The Weekly Re-Motivator: The Fickle Finger of Fate

We are all touched.

The fickle finger of fate bestows on us through random chance a series of affinities, of likes and dislikes, of urges, of callings. I’m going to wager that, if you’re reading this, you’re called in some way to write, to tell stories. And that’s magical.

Michelangelo, Abstract, Boy, Child, Adult, Background

Not everybody has such a calling. Most people don’t. Everybody thinks they can write a novel, or a screenplay, or a memoir about their “amazing” life, but they can’t. Or, more importantly, they won’t. Writing is a lot of work, after all, and pretty thankless work at that (and that’s coming from a high school English teacher … I’m an authority on thankless work). And without the spark, without the calling, without the need in your bones to work at your writing, to learn how to tell a story, to sit in front of the screen for hours and days and months on end, writing becomes as impossible as flying a manned mission to Jupiter.

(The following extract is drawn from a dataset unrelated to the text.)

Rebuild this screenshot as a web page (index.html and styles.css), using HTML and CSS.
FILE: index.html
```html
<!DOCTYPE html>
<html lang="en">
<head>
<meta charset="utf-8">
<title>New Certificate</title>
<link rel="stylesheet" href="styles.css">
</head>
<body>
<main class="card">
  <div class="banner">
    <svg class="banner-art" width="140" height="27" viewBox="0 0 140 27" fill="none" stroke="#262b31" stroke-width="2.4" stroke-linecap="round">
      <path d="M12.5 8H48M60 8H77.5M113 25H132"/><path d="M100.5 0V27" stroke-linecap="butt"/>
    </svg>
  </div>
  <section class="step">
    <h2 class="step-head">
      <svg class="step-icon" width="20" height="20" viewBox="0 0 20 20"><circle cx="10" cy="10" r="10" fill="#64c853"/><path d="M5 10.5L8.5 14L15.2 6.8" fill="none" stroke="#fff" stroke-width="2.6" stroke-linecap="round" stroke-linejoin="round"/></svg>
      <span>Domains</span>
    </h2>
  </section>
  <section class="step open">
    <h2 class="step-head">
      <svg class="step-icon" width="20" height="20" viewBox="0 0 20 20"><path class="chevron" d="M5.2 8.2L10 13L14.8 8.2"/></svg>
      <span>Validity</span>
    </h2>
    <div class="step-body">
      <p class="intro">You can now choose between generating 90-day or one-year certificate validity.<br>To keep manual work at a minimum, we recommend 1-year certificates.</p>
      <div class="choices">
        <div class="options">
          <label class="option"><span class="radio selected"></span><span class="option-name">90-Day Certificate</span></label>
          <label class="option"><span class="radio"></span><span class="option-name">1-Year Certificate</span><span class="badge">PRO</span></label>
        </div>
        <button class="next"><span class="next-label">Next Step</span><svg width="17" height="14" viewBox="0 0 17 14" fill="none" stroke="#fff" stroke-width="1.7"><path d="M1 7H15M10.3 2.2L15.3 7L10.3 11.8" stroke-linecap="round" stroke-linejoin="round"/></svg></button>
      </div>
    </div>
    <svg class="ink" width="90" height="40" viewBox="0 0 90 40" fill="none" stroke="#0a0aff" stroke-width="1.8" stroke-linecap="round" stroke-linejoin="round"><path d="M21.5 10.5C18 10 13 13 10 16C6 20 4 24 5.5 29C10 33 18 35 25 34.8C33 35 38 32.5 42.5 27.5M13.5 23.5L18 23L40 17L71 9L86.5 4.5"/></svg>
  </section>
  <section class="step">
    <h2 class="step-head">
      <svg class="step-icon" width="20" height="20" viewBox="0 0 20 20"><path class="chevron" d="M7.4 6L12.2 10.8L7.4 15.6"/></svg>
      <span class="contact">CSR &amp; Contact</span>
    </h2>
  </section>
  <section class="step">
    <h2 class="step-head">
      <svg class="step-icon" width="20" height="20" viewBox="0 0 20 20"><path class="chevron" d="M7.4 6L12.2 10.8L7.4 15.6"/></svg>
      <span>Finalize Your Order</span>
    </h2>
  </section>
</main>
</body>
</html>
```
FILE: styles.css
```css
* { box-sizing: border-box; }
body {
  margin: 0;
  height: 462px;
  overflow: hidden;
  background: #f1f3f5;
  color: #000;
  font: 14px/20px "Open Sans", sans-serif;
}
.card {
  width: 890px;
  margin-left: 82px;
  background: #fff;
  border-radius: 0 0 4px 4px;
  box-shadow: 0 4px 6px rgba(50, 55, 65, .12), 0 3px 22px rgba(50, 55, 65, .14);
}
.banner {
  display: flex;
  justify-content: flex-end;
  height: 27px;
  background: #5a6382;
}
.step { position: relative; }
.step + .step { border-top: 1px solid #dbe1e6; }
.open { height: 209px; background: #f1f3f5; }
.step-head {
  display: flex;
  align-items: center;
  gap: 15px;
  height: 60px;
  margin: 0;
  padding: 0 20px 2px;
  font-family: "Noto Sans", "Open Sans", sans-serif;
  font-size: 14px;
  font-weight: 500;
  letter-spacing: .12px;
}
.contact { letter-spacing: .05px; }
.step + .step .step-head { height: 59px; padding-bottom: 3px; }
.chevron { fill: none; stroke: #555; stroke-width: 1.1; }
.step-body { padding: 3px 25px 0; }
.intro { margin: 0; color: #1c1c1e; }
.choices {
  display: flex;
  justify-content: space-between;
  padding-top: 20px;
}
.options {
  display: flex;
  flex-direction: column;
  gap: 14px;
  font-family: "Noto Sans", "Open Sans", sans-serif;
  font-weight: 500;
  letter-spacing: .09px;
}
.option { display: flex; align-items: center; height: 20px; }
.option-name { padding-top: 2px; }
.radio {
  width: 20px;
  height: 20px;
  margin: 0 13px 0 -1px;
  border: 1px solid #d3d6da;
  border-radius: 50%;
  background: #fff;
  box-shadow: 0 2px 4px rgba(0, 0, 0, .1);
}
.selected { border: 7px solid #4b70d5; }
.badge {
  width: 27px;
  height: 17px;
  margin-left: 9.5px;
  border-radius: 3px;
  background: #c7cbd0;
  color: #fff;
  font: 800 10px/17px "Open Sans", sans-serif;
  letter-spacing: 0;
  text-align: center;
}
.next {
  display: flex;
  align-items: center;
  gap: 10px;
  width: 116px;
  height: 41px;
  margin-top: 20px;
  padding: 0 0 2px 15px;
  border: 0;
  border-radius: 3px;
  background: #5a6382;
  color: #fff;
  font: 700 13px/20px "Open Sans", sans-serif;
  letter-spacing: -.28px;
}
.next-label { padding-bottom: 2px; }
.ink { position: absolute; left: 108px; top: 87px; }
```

The calling makes it sufferable. The calling makes it possible to grind out the time in solitude, knowing that writing is not just something we do to pass the time; it’s an investment, if not in future windfalls and book deals and legions of adoring fans, then in the self. The writer is at peace when he writes; perhaps not outwardly (because some writers certainly do suffer with their product, and I’m no exception), but some small piece of the writer’s soul is only quiet when he practices his craft. Some ever-screaming facet of the self will only cease its torment when it’s given rein and allowed to stretch its legs once in a while.

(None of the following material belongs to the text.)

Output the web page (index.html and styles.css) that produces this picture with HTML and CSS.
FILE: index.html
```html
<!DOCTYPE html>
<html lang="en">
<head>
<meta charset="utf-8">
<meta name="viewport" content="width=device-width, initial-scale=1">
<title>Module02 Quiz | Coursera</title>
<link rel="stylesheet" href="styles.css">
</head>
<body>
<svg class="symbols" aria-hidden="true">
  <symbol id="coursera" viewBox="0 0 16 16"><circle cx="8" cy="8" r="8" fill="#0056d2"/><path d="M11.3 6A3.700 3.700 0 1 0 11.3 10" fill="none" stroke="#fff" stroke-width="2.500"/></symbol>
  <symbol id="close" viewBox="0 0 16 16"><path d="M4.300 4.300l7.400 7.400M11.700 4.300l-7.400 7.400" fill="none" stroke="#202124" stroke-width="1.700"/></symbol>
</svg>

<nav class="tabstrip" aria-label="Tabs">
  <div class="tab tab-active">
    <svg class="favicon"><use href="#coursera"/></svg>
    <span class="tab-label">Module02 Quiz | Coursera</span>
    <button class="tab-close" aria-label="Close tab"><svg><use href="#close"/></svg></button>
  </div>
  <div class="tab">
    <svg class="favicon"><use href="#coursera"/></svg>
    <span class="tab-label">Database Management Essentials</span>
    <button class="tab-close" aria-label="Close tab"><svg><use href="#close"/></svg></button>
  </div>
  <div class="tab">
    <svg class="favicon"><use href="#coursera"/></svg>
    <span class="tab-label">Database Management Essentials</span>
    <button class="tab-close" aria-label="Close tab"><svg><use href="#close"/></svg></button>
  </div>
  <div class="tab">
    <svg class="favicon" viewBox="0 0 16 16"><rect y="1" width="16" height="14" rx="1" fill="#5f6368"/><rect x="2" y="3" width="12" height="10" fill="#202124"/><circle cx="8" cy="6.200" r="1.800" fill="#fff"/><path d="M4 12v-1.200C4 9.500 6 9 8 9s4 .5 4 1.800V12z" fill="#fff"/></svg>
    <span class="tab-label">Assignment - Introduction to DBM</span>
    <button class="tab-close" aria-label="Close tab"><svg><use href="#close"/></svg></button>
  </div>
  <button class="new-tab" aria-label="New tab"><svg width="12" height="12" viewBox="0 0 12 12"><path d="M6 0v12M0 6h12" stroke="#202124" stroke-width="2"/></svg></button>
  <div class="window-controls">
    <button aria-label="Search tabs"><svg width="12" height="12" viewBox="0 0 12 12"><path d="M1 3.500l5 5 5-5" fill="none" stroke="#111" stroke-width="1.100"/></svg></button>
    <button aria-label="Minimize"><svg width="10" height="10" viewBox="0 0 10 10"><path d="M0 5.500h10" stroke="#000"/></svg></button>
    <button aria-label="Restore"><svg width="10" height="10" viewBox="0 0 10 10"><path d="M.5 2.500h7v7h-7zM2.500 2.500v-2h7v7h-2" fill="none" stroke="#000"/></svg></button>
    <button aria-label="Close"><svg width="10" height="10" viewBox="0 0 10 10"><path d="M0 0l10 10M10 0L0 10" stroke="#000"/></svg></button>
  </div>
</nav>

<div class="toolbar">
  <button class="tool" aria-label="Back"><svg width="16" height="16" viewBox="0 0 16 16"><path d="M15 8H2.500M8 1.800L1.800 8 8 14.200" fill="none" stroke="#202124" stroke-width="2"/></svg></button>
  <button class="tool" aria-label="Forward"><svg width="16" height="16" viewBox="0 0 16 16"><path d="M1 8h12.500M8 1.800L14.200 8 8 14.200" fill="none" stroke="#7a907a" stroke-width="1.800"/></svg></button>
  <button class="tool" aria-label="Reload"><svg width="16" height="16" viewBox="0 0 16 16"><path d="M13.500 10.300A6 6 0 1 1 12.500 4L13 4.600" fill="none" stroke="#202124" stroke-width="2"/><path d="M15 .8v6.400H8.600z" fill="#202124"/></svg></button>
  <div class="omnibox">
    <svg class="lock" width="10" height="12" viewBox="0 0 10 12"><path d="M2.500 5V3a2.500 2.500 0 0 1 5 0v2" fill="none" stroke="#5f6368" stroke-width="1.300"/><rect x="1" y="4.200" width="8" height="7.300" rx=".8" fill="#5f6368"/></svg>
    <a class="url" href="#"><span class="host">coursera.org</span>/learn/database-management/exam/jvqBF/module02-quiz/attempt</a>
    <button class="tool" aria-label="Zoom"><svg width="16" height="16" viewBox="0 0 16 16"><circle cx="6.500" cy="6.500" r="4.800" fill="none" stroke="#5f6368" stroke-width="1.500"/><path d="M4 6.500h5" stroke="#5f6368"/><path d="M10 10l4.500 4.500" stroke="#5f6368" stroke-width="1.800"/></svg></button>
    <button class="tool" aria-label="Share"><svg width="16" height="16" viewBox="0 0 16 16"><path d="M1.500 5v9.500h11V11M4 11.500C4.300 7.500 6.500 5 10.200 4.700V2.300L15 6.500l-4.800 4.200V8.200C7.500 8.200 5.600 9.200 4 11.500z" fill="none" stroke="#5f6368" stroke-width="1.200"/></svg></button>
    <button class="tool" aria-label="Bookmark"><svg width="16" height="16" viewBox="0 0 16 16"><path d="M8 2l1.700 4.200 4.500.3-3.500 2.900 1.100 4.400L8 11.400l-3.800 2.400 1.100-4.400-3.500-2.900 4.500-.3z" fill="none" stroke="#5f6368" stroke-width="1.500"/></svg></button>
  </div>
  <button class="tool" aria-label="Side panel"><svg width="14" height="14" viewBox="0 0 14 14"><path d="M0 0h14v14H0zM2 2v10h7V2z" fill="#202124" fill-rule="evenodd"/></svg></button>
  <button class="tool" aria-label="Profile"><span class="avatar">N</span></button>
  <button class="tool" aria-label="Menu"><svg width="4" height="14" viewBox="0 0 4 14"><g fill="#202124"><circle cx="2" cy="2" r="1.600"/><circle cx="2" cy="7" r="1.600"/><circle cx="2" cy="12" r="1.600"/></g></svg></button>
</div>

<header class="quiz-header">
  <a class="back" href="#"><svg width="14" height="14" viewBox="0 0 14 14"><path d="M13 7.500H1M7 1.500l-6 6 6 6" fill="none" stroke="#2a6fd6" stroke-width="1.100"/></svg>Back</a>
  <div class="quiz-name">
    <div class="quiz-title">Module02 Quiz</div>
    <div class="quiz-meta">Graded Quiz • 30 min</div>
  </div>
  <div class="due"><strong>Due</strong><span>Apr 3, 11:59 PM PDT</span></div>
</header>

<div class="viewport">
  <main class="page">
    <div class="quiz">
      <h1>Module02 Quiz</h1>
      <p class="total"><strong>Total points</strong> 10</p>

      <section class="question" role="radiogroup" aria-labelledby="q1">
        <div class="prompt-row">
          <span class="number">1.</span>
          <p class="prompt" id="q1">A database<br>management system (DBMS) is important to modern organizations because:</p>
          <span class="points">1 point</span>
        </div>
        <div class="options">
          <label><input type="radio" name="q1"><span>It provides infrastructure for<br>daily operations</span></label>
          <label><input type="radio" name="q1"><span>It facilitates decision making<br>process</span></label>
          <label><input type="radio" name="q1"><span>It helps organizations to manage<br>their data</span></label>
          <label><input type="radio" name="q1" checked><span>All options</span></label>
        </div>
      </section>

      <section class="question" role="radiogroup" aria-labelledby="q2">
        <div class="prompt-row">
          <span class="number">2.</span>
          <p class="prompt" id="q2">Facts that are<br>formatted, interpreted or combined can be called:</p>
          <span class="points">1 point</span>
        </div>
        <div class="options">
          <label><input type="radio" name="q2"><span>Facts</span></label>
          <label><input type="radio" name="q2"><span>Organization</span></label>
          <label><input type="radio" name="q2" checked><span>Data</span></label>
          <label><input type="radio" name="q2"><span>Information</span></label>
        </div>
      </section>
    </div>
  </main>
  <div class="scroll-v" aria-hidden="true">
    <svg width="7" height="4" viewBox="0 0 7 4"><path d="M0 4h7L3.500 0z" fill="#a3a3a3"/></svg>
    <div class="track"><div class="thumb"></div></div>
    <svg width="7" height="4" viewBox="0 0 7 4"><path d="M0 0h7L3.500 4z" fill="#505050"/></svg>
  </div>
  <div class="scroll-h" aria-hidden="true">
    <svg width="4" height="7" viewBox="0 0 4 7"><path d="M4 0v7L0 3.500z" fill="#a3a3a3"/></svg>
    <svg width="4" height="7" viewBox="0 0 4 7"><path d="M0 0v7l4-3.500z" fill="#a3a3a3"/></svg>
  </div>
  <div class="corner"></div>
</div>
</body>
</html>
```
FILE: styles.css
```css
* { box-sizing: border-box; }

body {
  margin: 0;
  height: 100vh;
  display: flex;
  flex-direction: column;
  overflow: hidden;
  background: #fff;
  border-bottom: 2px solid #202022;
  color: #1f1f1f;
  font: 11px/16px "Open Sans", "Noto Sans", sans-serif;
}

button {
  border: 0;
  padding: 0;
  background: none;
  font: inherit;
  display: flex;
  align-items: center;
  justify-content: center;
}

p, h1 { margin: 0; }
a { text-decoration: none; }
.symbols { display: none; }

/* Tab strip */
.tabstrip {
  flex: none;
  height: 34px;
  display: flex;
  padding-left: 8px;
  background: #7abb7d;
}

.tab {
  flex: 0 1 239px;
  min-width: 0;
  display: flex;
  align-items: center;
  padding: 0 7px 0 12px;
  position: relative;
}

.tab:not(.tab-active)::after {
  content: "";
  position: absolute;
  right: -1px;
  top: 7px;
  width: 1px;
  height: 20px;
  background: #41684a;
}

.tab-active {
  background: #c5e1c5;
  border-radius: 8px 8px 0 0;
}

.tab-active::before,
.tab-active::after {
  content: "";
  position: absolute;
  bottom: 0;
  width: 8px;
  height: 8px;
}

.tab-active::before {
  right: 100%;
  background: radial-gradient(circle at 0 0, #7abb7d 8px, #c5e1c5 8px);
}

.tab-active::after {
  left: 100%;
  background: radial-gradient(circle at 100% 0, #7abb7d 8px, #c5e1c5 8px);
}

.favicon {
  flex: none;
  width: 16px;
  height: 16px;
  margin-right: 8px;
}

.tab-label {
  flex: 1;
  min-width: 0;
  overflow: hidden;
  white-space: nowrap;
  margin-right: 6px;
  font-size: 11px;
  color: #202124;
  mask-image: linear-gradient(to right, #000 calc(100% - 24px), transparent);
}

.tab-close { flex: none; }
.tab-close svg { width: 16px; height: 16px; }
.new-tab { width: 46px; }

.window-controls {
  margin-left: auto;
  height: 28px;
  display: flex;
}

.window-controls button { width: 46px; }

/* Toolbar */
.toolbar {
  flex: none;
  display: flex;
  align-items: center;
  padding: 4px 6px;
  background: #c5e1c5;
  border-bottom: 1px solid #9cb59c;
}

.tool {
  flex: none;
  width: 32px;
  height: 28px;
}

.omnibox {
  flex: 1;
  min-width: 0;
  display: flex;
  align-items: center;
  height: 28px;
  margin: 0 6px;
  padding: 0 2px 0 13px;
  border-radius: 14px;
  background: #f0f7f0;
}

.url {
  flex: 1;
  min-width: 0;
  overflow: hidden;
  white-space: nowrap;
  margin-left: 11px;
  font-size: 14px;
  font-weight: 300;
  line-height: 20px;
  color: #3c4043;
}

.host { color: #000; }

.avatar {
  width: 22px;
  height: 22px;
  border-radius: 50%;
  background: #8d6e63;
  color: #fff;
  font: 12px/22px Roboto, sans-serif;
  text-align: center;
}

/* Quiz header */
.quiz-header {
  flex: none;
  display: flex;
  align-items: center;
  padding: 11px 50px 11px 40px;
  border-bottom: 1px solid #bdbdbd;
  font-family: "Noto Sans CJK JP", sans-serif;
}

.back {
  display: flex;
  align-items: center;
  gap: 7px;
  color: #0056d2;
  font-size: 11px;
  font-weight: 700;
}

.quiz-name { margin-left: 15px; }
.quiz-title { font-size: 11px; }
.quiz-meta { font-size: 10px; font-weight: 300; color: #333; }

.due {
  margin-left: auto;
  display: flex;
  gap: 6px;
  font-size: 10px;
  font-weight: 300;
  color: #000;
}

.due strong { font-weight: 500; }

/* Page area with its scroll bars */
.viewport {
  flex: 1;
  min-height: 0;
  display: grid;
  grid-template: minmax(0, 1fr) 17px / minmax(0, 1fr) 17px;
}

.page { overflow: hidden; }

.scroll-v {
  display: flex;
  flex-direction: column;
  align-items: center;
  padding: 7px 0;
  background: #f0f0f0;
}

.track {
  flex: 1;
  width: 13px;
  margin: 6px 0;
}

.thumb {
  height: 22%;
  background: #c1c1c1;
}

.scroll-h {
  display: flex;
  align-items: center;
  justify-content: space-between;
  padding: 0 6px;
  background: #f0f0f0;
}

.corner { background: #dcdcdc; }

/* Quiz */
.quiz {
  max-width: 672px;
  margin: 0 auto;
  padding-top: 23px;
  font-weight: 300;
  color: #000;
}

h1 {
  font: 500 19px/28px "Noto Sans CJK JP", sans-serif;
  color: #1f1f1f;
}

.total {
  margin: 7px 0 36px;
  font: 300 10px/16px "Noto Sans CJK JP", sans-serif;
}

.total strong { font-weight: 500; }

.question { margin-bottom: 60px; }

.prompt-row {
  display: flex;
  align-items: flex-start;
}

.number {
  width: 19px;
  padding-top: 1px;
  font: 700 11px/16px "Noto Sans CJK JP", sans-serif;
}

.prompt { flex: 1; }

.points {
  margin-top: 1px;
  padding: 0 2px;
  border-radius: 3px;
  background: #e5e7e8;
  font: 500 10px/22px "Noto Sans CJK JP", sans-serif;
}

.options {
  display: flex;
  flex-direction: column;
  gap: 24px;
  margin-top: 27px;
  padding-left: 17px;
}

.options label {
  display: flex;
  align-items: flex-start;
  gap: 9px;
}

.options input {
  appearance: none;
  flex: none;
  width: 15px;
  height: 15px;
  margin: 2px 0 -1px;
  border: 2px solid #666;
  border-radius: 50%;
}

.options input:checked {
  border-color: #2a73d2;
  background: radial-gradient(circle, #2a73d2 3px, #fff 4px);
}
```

Problem is, we don’t want to believe the calling. It’s all too easy to think I shouldn’t be doing this, or this is a waste of my time, or somebody else could do this so much better than me. And the subproblem is that on some level, those doubts are true. There are probably more immediately productive things we could be doing. It may, in fact, be a waste of our time. There are almost certainly others doing what we’re doing better than we’re doing it. That’s how the Howler Monkey of Doubt works — it takes something that’s true in one way and screeches at us until we believe it’s true in all ways.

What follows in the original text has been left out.